**AVAILABLE DATA:**
- - - - - - -

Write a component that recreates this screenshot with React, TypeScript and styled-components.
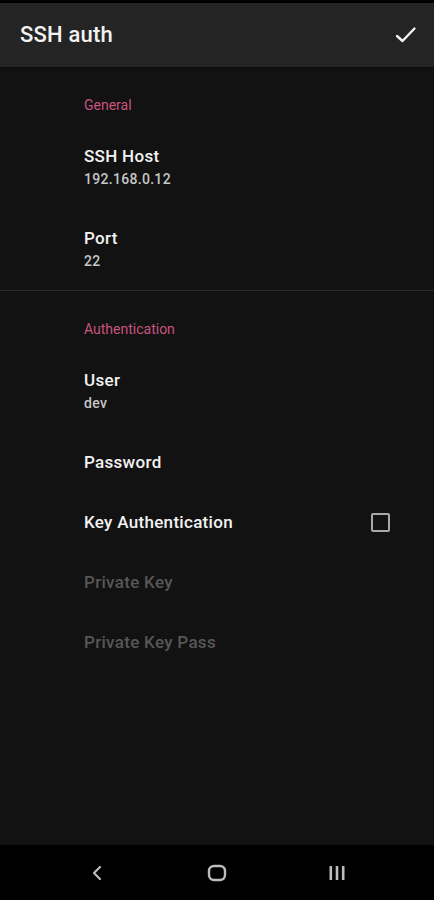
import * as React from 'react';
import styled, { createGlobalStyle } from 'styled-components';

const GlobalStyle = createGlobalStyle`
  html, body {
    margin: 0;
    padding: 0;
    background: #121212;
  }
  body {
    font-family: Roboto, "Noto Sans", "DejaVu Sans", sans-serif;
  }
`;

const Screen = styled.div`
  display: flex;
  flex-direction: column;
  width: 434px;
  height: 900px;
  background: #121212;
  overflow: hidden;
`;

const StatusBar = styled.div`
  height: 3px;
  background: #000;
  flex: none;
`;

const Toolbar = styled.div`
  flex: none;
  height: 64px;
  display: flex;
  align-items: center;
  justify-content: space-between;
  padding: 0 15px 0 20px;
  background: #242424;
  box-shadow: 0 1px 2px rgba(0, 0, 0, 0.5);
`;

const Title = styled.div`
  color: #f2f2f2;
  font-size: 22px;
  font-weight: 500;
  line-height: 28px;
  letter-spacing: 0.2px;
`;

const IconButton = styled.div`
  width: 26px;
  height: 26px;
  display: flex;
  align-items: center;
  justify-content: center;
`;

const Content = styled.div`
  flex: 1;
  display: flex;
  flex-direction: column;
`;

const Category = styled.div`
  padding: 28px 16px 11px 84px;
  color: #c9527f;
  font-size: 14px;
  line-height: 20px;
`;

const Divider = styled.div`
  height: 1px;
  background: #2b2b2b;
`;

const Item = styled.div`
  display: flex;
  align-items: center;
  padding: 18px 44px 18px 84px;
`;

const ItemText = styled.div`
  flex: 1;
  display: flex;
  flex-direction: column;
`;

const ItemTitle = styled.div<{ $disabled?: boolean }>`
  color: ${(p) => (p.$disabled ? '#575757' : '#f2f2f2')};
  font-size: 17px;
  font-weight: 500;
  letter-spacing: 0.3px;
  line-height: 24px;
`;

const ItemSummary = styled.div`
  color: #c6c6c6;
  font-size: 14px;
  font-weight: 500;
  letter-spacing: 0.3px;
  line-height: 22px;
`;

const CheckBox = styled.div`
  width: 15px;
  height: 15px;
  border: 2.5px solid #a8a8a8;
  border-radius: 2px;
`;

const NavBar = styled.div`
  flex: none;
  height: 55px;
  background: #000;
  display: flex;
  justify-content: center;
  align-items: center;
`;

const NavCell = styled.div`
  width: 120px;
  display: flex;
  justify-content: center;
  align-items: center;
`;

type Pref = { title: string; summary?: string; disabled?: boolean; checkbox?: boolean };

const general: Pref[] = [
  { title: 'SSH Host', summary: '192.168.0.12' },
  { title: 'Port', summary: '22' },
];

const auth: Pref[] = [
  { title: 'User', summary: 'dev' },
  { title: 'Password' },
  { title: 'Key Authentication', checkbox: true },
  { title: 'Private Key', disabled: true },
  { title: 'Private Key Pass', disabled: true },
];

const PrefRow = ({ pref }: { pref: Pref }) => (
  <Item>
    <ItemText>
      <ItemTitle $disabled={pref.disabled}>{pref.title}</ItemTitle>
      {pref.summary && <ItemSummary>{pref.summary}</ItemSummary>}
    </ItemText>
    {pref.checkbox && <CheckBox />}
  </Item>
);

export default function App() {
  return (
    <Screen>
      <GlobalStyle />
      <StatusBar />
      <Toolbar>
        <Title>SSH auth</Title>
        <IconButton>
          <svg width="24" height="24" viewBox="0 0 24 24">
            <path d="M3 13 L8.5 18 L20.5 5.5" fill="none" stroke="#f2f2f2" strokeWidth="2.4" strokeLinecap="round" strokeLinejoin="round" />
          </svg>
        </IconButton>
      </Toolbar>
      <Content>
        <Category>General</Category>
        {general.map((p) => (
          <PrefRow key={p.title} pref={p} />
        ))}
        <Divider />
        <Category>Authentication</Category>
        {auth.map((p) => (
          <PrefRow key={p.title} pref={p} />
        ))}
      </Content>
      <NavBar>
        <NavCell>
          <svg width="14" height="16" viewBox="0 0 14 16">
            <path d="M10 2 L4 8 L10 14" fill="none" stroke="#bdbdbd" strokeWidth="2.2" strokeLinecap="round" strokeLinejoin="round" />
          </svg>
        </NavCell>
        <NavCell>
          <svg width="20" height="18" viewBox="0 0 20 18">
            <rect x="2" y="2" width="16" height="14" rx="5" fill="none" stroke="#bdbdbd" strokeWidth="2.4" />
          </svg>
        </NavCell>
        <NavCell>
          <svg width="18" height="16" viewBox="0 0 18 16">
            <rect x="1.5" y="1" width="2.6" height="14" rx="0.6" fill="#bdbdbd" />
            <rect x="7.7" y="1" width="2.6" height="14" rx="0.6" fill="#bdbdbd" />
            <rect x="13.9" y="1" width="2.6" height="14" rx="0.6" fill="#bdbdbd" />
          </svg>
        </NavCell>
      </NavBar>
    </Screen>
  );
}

- - - - - - -

Images in the data above are to be skipped. Retype all other material exactly.

Write a component that recreates this screenshot with React, TypeScript and styled-components.
import * as React from 'react';
import styled, { createGlobalStyle } from 'styled-components';

const GlobalStyle = createGlobalStyle`
  html, body {
    margin: 0;
    padding: 0;
    background: #121212;
  }
  body {
    font-family: Roboto, "Noto Sans", "DejaVu Sans", sans-serif;
  }
`;

const Screen = styled.div`
  display: flex;
  flex-direction: column;
  width: 434px;
  height: 900px;
  background: #121212;
  overflow: hidden;
`;

const StatusBar = styled.div`
  height: 3px;
  background: #000;
  flex: none;
`;

const Toolbar = styled.div`
  flex: none;
  height: 64px;
  display: flex;
  align-items: center;
  justify-content: space-between;
  padding: 0 15px 0 20px;
  background: #242424;
  box-shadow: 0 1px 2px rgba(0, 0, 0, 0.5);
`;

const Title = styled.div`
  color: #f2f2f2;
  font-size: 22px;
  font-weight: 500;
  line-height: 28px;
  letter-spacing: 0.2px;
`;

const IconButton = styled.div`
  width: 26px;
  height: 26px;
  display: flex;
  align-items: center;
  justify-content: center;
`;

const Content = styled.div`
  flex: 1;
  display: flex;
  flex-direction: column;
`;

const Category = styled.div`
  padding: 28px 16px 11px 84px;
  color: #c9527f;
  font-size: 14px;
  line-height: 20px;
`;

const Divider = styled.div`
  height: 1px;
  background: #2b2b2b;
`;

const Item = styled.div`
  display: flex;
  align-items: center;
  padding: 18px 44px 18px 84px;
`;

const ItemText = styled.div`
  flex: 1;
  display: flex;
  flex-direction: column;
`;

const ItemTitle = styled.div<{ $disabled?: boolean }>`
  color: ${(p) => (p.$disabled ? '#575757' : '#f2f2f2')};
  font-size: 17px;
  font-weight: 500;
  letter-spacing: 0.3px;
  line-height: 24px;
`;

const ItemSummary = styled.div`
  color: #c6c6c6;
  font-size: 14px;
  font-weight: 500;
  letter-spacing: 0.3px;
  line-height: 22px;
`;

const CheckBox = styled.div`
  width: 15px;
  height: 15px;
  border: 2.5px solid #a8a8a8;
  border-radius: 2px;
`;

const NavBar = styled.div`
  flex: none;
  height: 55px;
  background: #000;
  display: flex;
  justify-content: center;
  align-items: center;
`;

const NavCell = styled.div`
  width: 120px;
  display: flex;
  justify-content: center;
  align-items: center;
`;

type Pref = { title: string; summary?: string; disabled?: boolean; checkbox?: boolean };

const general: Pref[] = [
  { title: 'SSH Host', summary: '192.168.0.12' },
  { title: 'Port', summary: '22' },
];

const auth: Pref[] = [
  { title: 'User', summary: 'dev' },
  { title: 'Password' },
  { title: 'Key Authentication', checkbox: true },
  { title: 'Private Key', disabled: true },
  { title: 'Private Key Pass', disabled: true },
];

const PrefRow = ({ pref }: { pref: Pref }) => (
  <Item>
    <ItemText>
      <ItemTitle $disabled={pref.disabled}>{pref.title}</ItemTitle>
      {pref.summary && <ItemSummary>{pref.summary}</ItemSummary>}
    </ItemText>
    {pref.checkbox && <CheckBox />}
  </Item>
);

export default function App() {
  return (
    <Screen>
      <GlobalStyle />
      <StatusBar />
      <Toolbar>
        <Title>SSH auth</Title>
        <IconButton>
          <svg width="24" height="24" viewBox="0 0 24 24">
            <path d="M3 13 L8.5 18 L20.5 5.5" fill="none" stroke="#f2f2f2" strokeWidth="2.4" strokeLinecap="round" strokeLinejoin="round" />
          </svg>
        </IconButton>
      </Toolbar>
      <Content>
        <Category>General</Category>
        {general.map((p) => (
          <PrefRow key={p.title} pref={p} />
        ))}
        <Divider />
        <Category>Authentication</Category>
        {auth.map((p) => (
          <PrefRow key={p.title} pref={p} />
        ))}
      </Content>
      <NavBar>
        <NavCell>
          <svg width="14" height="16" viewBox="0 0 14 16">
            <path d="M10 2 L4 8 L10 14" fill="none" stroke="#bdbdbd" strokeWidth="2.2" strokeLinecap="round" strokeLinejoin="round" />
          </svg>
        </NavCell>
        <NavCell>
          <svg width="20" height="18" viewBox="0 0 20 18">
            <rect x="2" y="2" width="16" height="14" rx="5" fill="none" stroke="#bdbdbd" strokeWidth="2.4" />
          </svg>
        </NavCell>
        <NavCell>
          <svg width="18" height="16" viewBox="0 0 18 16">
            <rect x="1.5" y="1" width="2.6" height="14" rx="0.6" fill="#bdbdbd" />
            <rect x="7.7" y="1" width="2.6" height="14" rx="0.6" fill="#bdbdbd" />
            <rect x="13.9" y="1" width="2.6" height="14" rx="0.6" fill="#bdbdbd" />
          </svg>
        </NavCell>
      </NavBar>
    </Screen>
  );
}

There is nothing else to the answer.